[start of Information provided]

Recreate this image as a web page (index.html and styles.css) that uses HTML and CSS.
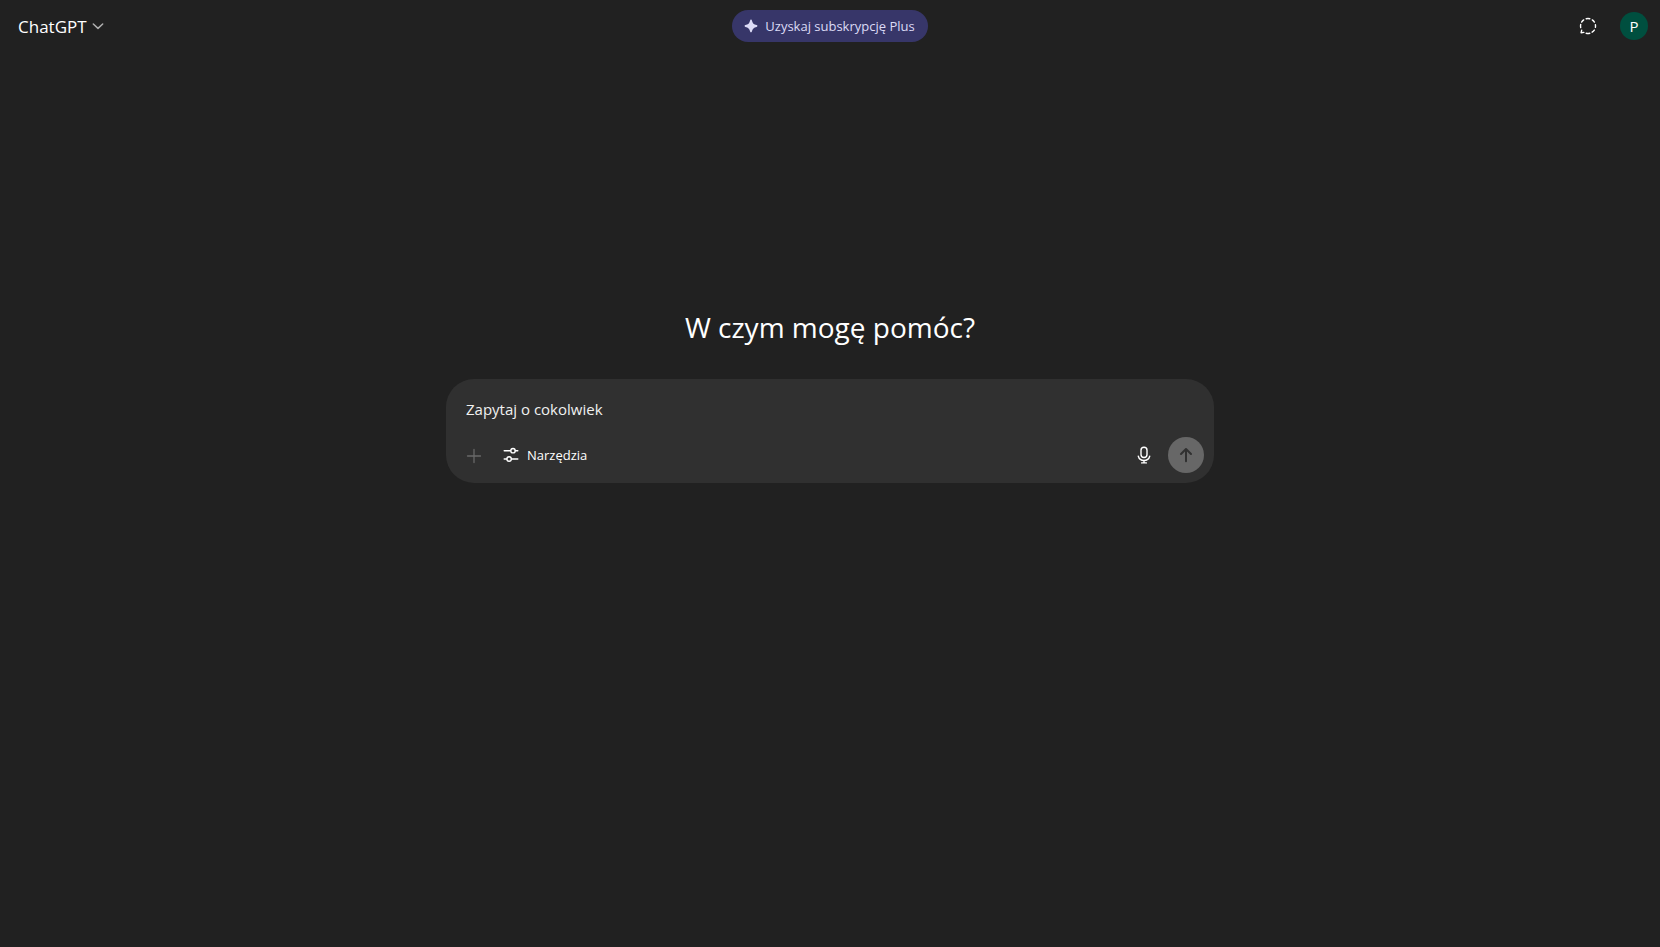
FILE: index.html
```
<!DOCTYPE html>
<html lang="pl">
<head>
  <meta charset="UTF-8" />
  <meta name="viewport" content="width=device-width, initial-scale=1" />
  <title>ChatGPT</title>
  <link rel="stylesheet" href="styles.css">
</head>
<body>

  <header>
    <div class="header-left">
      <button class="model-button" type="button">
        ChatGPT
        <svg width="12" height="12" viewBox="0 0 12 12" fill="none" stroke="currentColor" stroke-width="1.5" stroke-linecap="round" stroke-linejoin="round" aria-hidden="true">
          <path d="M1.3 4 6 8.4 10.7 4" />
        </svg>
      </button>
    </div>

    <button class="plus-button" type="button">
      <svg width="14" height="14" viewBox="0 0 14 14" fill="currentColor" aria-hidden="true">
        <path d="M7 .6c.5 0 .8.3.9.8.6 2.800 1.900 4.100 4.700 4.700.5.1.8.4.8.9s-.3.8-.8.9c-2.800.6-4.100 1.900-4.700 4.700-.1.5-.4.8-.9.8s-.8-.3-.9-.8C5.500 9.800 4.200 8.500 1.400 7.900.9 7.800.6 7.500.6 7s.3-.8.8-.9C4.200 5.500 5.500 4.200 6.100 1.400 6.200.9 6.500.6 7 .6Z" />
      </svg>
      Uzyskaj subskrypcję Plus
    </button>

    <div class="header-right">
      <button class="icon-button" type="button" aria-label="Czat tymczasowy">
        <svg width="20" height="20" viewBox="0 0 20 20" fill="none" stroke="currentColor" stroke-width="1.4" stroke-linecap="round" stroke-linejoin="round" aria-hidden="true">
          <path d="M8.2 2.7a7.5 7.5 0 0 1 3.6 0M14.3 3.9a7.5 7.5 0 0 1 2.1 2.2M17.4 8.6a7.5 7.5 0 0 1 0 2.8M16.3 14.1a7.5 7.5 0 0 1-2.2 2.1M11.8 17.3a7.5 7.5 0 0 1-3.6 0M2.7 11.600a7.500 7.500 0 0 1 0-3.200M3.600 6.100a7.500 7.500 0 0 1 2.100-2.200M3.700 14.100 3.100 16.700 5.900 16.400" />
        </svg>
      </button>
      <button class="avatar" type="button" aria-label="Profil">P</button>
    </div>
  </header>

  <main>
    <h1>W czym mogę pomóc?</h1>

    <form class="composer">
      <input class="prompt" type="text" placeholder="Zapytaj o cokolwiek" aria-label="Zapytaj o cokolwiek" />

      <div class="toolbar">
        <button class="icon-button add" type="button" aria-label="Dodaj" disabled>
          <svg width="20" height="20" viewBox="0 0 20 20" fill="none" stroke="currentColor" stroke-width="1.3" stroke-linecap="round" aria-hidden="true">
            <path d="M10 4.500v13M3.500 11h13" />
          </svg>
        </button>
        <button class="tools" type="button">
          <svg width="20" height="20" viewBox="0 0 20 20" fill="none" stroke="currentColor" stroke-width="1.4" stroke-linecap="round" aria-hidden="true">
            <path d="M3.200 5.700h6.200M14.400 5.700h2.400M3.200 14h2.400M10.600 14h6.200" />
            <circle cx="12" cy="5.700" r="2.200" />
            <circle cx="8.100" cy="14" r="2.200" />
          </svg>
          Narzędzia
        </button>
        <button class="icon-button mic" type="button" aria-label="Dyktuj">
          <svg width="20" height="20" viewBox="0 0 20 20" fill="none" stroke="currentColor" stroke-width="1.4" stroke-linecap="round" aria-hidden="true">
            <rect x="7" y="2.200" width="6" height="10.300" rx="3" />
            <path d="M4.300 11.200c.7 2.500 3 4.300 5.700 4.300s5-1.800 5.700-4.300M10 15.500v2.400M7.600 17.900h4.800" />
          </svg>
        </button>
        <button class="send" type="submit" aria-label="Wyślij" disabled>
          <svg width="20" height="20" viewBox="0 0 20 20" fill="none" stroke="currentColor" stroke-width="2" stroke-linecap="round" stroke-linejoin="round" aria-hidden="true">
            <path d="M10 16.200v-12M5 9 10 4 15 9" />
          </svg>
        </button>
      </div>
    </form>
  </main>

</body>
</html>
```
FILE: styles.css
```
* {
  box-sizing: border-box;
}

body {
  display: flex;
  flex-direction: column;
  min-height: 100vh;
  margin: 0;
  background-color: #212121;
  color: #fff;
  font-family: "Segoe UI", "Open Sans", "Noto Sans", sans-serif;
  font-size: 14px;
}

button {
  display: flex;
  align-items: center;
  justify-content: center;
  padding: 0;
  border: 0;
  background: none;
  color: inherit;
  font: inherit;
  cursor: pointer;
}

header {
  display: grid;
  grid-template-columns: 1fr auto 1fr;
  align-items: center;
  height: 52px;
  padding: 0 8px;
}

.model-button {
  gap: 5px;
  height: 36px;
  padding: 0 10px;
  font-size: 17px;
}

.model-button svg {
  color: #afafaf;
}

.plus-button {
  gap: 7px;
  height: 32px;
  padding: 0 13px 0 12px;
  border-radius: 16px;
  background-color: #373669;
  color: #dcdbf6;
  font-size: 13px;
}

.header-right {
  display: flex;
  justify-content: flex-end;
  align-items: center;
  gap: 14px;
  padding-right: 4px;
}

.icon-button {
  width: 36px;
  height: 36px;
  border-radius: 50%;
}

.avatar {
  width: 28px;
  height: 28px;
  border-radius: 50%;
  background-color: #004f3f;
  font-size: 15px;
}

main {
  display: flex;
  flex-direction: column;
  align-items: center;
  padding: 27vh 16px 16px;
}

h1 {
  margin: 0 0 33px;
  font-size: 28px;
  font-weight: 400;
  line-height: 38px;
}

.composer {
  width: 100%;
  max-width: 768px;
  padding: 10px;
  border-radius: 28px;
  background-color: #303030;
}

.prompt {
  display: block;
  width: 100%;
  height: 40px;
  padding: 0 10px;
  border: 0;
  outline: 0;
  background: none;
  color: #fff;
  font: inherit;
  font-size: 15px;
}

.prompt::placeholder {
  color: #f0f0f0;
  opacity: 1;
}

.toolbar {
  display: flex;
  align-items: center;
  margin-top: 8px;
}

.add {
  color: #686868;
}

.tools {
  gap: 6px;
  height: 36px;
  padding: 0 9px;
  font-size: 13px;
}

.mic {
  margin-left: auto;
  margin-right: 6px;
}

.send {
  width: 36px;
  height: 36px;
  border-radius: 50%;
  background-color: #676767;
  color: #303030;
}
```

[end of Information provided]

*Exercise details*
Your copy of the data should match it exactly, except that pictures are left out.

*Written reply*
Recreate this image as a web page (index.html and styles.css) that uses HTML and CSS.
FILE: index.html
```
<!DOCTYPE html>
<html lang="pl">
<head>
  <meta charset="UTF-8" />
  <meta name="viewport" content="width=device-width, initial-scale=1" />
  <title>ChatGPT</title>
  <link rel="stylesheet" href="styles.css">
</head>
<body>

  <header>
    <div class="header-left">
      <button class="model-button" type="button">
        ChatGPT
        <svg width="12" height="12" viewBox="0 0 12 12" fill="none" stroke="currentColor" stroke-width="1.5" stroke-linecap="round" stroke-linejoin="round" aria-hidden="true">
          <path d="M1.3 4 6 8.4 10.7 4" />
        </svg>
      </button>
    </div>

    <button class="plus-button" type="button">
      <svg width="14" height="14" viewBox="0 0 14 14" fill="currentColor" aria-hidden="true">
        <path d="M7 .6c.5 0 .8.3.9.8.6 2.800 1.900 4.100 4.700 4.700.5.1.8.4.8.9s-.3.8-.8.9c-2.800.6-4.100 1.900-4.700 4.700-.1.5-.4.8-.9.8s-.8-.3-.9-.8C5.500 9.800 4.200 8.500 1.400 7.900.9 7.800.6 7.500.6 7s.3-.8.8-.9C4.200 5.500 5.500 4.200 6.100 1.400 6.200.9 6.500.6 7 .6Z" />
      </svg>
      Uzyskaj subskrypcję Plus
    </button>

    <div class="header-right">
      <button class="icon-button" type="button" aria-label="Czat tymczasowy">
        <svg width="20" height="20" viewBox="0 0 20 20" fill="none" stroke="currentColor" stroke-width="1.4" stroke-linecap="round" stroke-linejoin="round" aria-hidden="true">
          <path d="M8.2 2.7a7.5 7.5 0 0 1 3.6 0M14.3 3.9a7.5 7.5 0 0 1 2.1 2.2M17.4 8.6a7.5 7.5 0 0 1 0 2.8M16.3 14.1a7.5 7.5 0 0 1-2.2 2.1M11.8 17.3a7.5 7.5 0 0 1-3.6 0M2.7 11.600a7.500 7.500 0 0 1 0-3.200M3.600 6.100a7.500 7.500 0 0 1 2.100-2.200M3.700 14.100 3.100 16.700 5.900 16.400" />
        </svg>
      </button>
      <button class="avatar" type="button" aria-label="Profil">P</button>
    </div>
  </header>

  <main>
    <h1>W czym mogę pomóc?</h1>

    <form class="composer">
      <input class="prompt" type="text" placeholder="Zapytaj o cokolwiek" aria-label="Zapytaj o cokolwiek" />

      <div class="toolbar">
        <button class="icon-button add" type="button" aria-label="Dodaj" disabled>
          <svg width="20" height="20" viewBox="0 0 20 20" fill="none" stroke="currentColor" stroke-width="1.3" stroke-linecap="round" aria-hidden="true">
            <path d="M10 4.500v13M3.500 11h13" />
          </svg>
        </button>
        <button class="tools" type="button">
          <svg width="20" height="20" viewBox="0 0 20 20" fill="none" stroke="currentColor" stroke-width="1.4" stroke-linecap="round" aria-hidden="true">
            <path d="M3.200 5.700h6.200M14.400 5.700h2.400M3.200 14h2.400M10.600 14h6.200" />
            <circle cx="12" cy="5.700" r="2.200" />
            <circle cx="8.100" cy="14" r="2.200" />
          </svg>
          Narzędzia
        </button>
        <button class="icon-button mic" type="button" aria-label="Dyktuj">
          <svg width="20" height="20" viewBox="0 0 20 20" fill="none" stroke="currentColor" stroke-width="1.4" stroke-linecap="round" aria-hidden="true">
            <rect x="7" y="2.200" width="6" height="10.300" rx="3" />
            <path d="M4.300 11.200c.7 2.500 3 4.300 5.700 4.300s5-1.800 5.700-4.300M10 15.500v2.400M7.600 17.900h4.800" />
          </svg>
        </button>
        <button class="send" type="submit" aria-label="Wyślij" disabled>
          <svg width="20" height="20" viewBox="0 0 20 20" fill="none" stroke="currentColor" stroke-width="2" stroke-linecap="round" stroke-linejoin="round" aria-hidden="true">
            <path d="M10 16.200v-12M5 9 10 4 15 9" />
          </svg>
        </button>
      </div>
    </form>
  </main>

</body>
</html>
```
FILE: styles.css
```
* {
  box-sizing: border-box;
}

body {
  display: flex;
  flex-direction: column;
  min-height: 100vh;
  margin: 0;
  background-color: #212121;
  color: #fff;
  font-family: "Segoe UI", "Open Sans", "Noto Sans", sans-serif;
  font-size: 14px;
}

button {
  display: flex;
  align-items: center;
  justify-content: center;
  padding: 0;
  border: 0;
  background: none;
  color: inherit;
  font: inherit;
  cursor: pointer;
}

header {
  display: grid;
  grid-template-columns: 1fr auto 1fr;
  align-items: center;
  height: 52px;
  padding: 0 8px;
}

.model-button {
  gap: 5px;
  height: 36px;
  padding: 0 10px;
  font-size: 17px;
}

.model-button svg {
  color: #afafaf;
}

.plus-button {
  gap: 7px;
  height: 32px;
  padding: 0 13px 0 12px;
  border-radius: 16px;
  background-color: #373669;
  color: #dcdbf6;
  font-size: 13px;
}

.header-right {
  display: flex;
  justify-content: flex-end;
  align-items: center;
  gap: 14px;
  padding-right: 4px;
}

.icon-button {
  width: 36px;
  height: 36px;
  border-radius: 50%;
}

.avatar {
  width: 28px;
  height: 28px;
  border-radius: 50%;
  background-color: #004f3f;
  font-size: 15px;
}

main {
  display: flex;
  flex-direction: column;
  align-items: center;
  padding: 27vh 16px 16px;
}

h1 {
  margin: 0 0 33px;
  font-size: 28px;
  font-weight: 400;
  line-height: 38px;
}

.composer {
  width: 100%;
  max-width: 768px;
  padding: 10px;
  border-radius: 28px;
  background-color: #303030;
}

.prompt {
  display: block;
  width: 100%;
  height: 40px;
  padding: 0 10px;
  border: 0;
  outline: 0;
  background: none;
  color: #fff;
  font: inherit;
  font-size: 15px;
}

.prompt::placeholder {
  color: #f0f0f0;
  opacity: 1;
}

.toolbar {
  display: flex;
  align-items: center;
  margin-top: 8px;
}

.add {
  color: #686868;
}

.tools {
  gap: 6px;
  height: 36px;
  padding: 0 9px;
  font-size: 13px;
}

.mic {
  margin-left: auto;
  margin-right: 6px;
}

.send {
  width: 36px;
  height: 36px;
  border-radius: 50%;
  background-color: #676767;
  color: #303030;
}
```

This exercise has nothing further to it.